While glue dries over here, paint dries out on the lawn. These are some of my siding pieces as well as trim for the outside of the windows and baseboards. I ended up using three different sizes for trim. I wanted the windows beefy on the outside, but less-so indoors. But the baseboard needed to be thicker than the windows, not to mention the bathroom was getting wainscoting and yadda yadda yadda, mental overload.

Anyway, I had my own little one-woman production line going on. All of the pieces required two coats of paint. I even used primer on larger items like the siding. Basically, I painted everything before I attached it to the house. This made it much easier in the long run and also gave me instant gratification every time I cut, glued and placed. As in any kind of project, efficiency is all in the prep work.

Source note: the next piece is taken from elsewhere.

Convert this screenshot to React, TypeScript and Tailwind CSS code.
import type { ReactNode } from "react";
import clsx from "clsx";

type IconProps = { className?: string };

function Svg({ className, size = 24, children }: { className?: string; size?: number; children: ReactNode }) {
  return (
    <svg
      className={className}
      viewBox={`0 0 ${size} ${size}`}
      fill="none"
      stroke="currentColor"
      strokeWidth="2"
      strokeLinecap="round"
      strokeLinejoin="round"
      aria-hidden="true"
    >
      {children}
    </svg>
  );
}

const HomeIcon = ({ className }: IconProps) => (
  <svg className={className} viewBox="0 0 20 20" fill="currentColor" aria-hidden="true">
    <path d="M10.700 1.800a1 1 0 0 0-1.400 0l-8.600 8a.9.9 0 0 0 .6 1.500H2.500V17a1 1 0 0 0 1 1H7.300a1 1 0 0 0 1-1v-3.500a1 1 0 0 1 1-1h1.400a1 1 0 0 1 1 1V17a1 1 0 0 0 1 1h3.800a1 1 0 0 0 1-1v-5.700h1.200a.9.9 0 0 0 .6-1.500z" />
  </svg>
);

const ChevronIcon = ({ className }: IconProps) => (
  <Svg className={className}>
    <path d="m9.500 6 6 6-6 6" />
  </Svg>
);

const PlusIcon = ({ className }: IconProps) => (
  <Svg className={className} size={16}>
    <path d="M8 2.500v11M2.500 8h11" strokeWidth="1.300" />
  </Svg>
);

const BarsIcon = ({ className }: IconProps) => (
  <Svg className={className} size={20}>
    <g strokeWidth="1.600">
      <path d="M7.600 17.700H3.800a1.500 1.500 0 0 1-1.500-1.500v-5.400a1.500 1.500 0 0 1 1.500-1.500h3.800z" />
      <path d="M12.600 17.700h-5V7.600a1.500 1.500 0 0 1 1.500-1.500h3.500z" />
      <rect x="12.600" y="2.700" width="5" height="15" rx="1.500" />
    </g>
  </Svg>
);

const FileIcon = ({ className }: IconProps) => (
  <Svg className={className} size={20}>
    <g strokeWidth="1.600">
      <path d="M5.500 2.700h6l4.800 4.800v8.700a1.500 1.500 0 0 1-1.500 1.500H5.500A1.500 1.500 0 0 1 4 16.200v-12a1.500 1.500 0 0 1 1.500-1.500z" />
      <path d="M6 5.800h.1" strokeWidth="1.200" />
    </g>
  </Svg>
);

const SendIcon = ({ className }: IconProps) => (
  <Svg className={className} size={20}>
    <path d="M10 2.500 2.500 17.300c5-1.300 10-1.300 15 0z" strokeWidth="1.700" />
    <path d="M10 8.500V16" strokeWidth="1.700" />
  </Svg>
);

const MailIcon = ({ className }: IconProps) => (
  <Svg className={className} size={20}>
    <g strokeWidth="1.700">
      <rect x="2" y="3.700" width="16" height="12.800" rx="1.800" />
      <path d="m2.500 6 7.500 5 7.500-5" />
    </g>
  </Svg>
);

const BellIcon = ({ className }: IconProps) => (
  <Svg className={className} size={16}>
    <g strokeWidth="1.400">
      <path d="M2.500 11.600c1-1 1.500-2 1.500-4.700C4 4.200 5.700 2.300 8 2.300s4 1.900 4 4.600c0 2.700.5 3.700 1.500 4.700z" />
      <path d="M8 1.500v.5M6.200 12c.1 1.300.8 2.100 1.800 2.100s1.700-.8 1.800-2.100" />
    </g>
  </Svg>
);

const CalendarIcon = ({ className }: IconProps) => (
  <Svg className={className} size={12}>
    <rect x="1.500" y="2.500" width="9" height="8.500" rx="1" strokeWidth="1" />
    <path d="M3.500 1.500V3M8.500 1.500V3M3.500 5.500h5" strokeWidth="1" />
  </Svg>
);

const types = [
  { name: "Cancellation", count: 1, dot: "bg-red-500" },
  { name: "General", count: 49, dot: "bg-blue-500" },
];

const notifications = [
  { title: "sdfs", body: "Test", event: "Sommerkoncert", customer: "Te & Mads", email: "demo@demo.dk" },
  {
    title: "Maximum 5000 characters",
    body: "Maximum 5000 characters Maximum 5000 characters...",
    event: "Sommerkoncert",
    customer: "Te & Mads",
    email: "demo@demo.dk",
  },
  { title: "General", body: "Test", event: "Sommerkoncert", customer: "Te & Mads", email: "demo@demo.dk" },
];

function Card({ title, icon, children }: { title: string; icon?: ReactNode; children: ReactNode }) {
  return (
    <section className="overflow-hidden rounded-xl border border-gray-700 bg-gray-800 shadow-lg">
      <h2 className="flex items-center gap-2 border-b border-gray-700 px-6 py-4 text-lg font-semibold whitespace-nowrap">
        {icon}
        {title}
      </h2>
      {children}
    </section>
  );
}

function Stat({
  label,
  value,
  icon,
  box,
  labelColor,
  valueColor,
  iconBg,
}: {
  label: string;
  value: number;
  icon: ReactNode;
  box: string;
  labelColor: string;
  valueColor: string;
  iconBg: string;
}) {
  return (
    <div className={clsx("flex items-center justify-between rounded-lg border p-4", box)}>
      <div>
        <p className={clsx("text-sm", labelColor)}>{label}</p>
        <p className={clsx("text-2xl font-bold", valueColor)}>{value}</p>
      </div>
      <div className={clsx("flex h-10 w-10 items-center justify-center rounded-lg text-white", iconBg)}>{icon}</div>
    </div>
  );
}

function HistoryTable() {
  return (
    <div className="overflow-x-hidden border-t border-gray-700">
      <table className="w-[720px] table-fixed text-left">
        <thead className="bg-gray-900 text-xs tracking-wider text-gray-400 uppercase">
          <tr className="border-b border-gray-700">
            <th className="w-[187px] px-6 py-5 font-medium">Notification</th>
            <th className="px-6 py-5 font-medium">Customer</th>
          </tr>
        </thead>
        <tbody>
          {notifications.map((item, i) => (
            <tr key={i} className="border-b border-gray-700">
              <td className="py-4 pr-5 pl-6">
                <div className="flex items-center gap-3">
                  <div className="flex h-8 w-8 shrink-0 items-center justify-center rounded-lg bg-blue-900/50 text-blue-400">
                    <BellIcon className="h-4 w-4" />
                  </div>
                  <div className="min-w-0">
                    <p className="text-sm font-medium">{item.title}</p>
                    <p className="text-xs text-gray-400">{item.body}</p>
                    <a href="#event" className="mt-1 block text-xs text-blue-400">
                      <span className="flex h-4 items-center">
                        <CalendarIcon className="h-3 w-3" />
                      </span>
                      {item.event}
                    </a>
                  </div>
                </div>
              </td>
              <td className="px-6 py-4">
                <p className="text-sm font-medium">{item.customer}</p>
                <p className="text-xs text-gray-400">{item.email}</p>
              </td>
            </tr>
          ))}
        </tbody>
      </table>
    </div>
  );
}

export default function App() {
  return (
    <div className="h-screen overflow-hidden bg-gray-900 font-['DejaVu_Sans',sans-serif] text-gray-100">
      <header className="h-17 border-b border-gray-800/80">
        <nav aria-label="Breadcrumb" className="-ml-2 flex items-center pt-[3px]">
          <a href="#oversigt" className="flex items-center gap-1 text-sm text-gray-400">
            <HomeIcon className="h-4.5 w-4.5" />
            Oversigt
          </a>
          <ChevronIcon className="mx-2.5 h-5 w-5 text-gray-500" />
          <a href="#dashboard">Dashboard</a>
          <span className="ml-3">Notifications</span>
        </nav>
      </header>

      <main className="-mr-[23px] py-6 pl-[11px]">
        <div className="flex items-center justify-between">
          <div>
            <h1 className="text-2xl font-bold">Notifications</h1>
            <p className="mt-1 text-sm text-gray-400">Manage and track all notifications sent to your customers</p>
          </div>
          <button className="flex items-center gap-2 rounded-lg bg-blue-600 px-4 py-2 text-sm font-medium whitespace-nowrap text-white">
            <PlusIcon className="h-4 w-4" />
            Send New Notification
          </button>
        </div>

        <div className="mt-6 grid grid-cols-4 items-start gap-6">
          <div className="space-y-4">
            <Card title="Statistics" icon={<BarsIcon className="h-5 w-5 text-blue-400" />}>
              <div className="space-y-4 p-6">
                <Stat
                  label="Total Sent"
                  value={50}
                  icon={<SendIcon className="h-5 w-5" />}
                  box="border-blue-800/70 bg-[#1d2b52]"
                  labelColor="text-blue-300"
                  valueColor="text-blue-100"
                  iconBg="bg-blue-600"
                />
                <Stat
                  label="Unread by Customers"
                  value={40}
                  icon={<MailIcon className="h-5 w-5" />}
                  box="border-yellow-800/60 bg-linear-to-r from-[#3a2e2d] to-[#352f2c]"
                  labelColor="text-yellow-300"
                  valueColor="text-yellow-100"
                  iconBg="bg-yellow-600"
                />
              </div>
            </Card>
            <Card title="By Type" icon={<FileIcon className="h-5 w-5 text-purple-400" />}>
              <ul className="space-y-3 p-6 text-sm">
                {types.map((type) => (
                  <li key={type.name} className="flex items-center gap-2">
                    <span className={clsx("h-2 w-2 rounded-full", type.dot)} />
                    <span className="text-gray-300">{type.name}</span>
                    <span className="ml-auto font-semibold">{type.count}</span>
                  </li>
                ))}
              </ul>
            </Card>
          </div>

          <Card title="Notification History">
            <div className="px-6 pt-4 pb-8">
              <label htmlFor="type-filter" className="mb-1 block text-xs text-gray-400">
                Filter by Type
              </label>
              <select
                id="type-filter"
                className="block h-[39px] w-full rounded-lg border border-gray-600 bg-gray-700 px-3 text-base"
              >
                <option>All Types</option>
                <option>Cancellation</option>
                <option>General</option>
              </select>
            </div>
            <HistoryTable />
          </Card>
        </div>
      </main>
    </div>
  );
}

Flooring. Initially I was going to paint the floors and throw down some carpets. But then I was home for Christmas and happened upon a store I will not mention here due to recent news. And they were having a sale on dollhouse materials, specifically WOOD FLOORS. I'm sorry, this might have been overkill, but I could not pass it up. I bought every sheet they had, giggling all the while. It's a lot like this. I bought the natural version so's I could stain it myself. The prestained stuff is a bit mahogany for me. Putting wall-to-wall wood floors in this house is straight up dreamy. Might I add, incredibly easy to install. Easier than paint. I simply stained it with Minwax (Dark Walnut), then cut to size, smear some Aleene's on the back and press into place. I stacked every heavy book I had in there to make sure there was no buckling. Of course, I did all of this AFTER I did the walls...

Probably the most fun I had was an afternoon at a scrapbooking store on Fourth St. I allowed myself to relax and browse casually and did my best not to get overwhelmed—because scrapbooking stores are OVERWHELMING. It took me, maybe two hours, to pick all of this out. During that time I ran through many possibly design schemes. But in the end, I landed on the above combination. The painterly flowers remind me of Rifle Co., although these are Hello Again by Kaitlin Sheaffer. The patterns were slotted for all of the back walls, while the coordinating solids would be the sides, since I had deemed them unsuitable for paint.

And back to the exterior... After window trim was placed and knowing nothing by hand is perfect and square, I touched up around the trim using the same paint as the siding. This was to hide gaps. Worked like a charm. The grey I chose was my own concoction after I unknowingly purchased a terribly flesh-like off-the-shelf version on taupe. It's just craft paint.

All of the trim pieces were cut to size, then painted, then applied. I was sure to paint all of the cut edges as well so you wouldn't blaringly see any of the natural wood.

As you can seem this is a very scientific process going on over here. Thin wood bends when it gets wet—either from paint or glue (same Aleene's). While it's drying you need to make sure it stays flat, because once it's dry, game over.

The order of interior production went like this: paint to windows to wallpaper to flooring to baseboards to window trim to bathroom wainscoting to done! The order of exterior production: paint to windows to window trim to paint again to clapboard to done!

I can't wait to reveal the finished house tomorrow! But dang, these posts are lengthy as it is. I could talk dollhouses all day and night. Do you think anyone would pay me to do this? Renovating a whole house in my spare time is awful rewarding.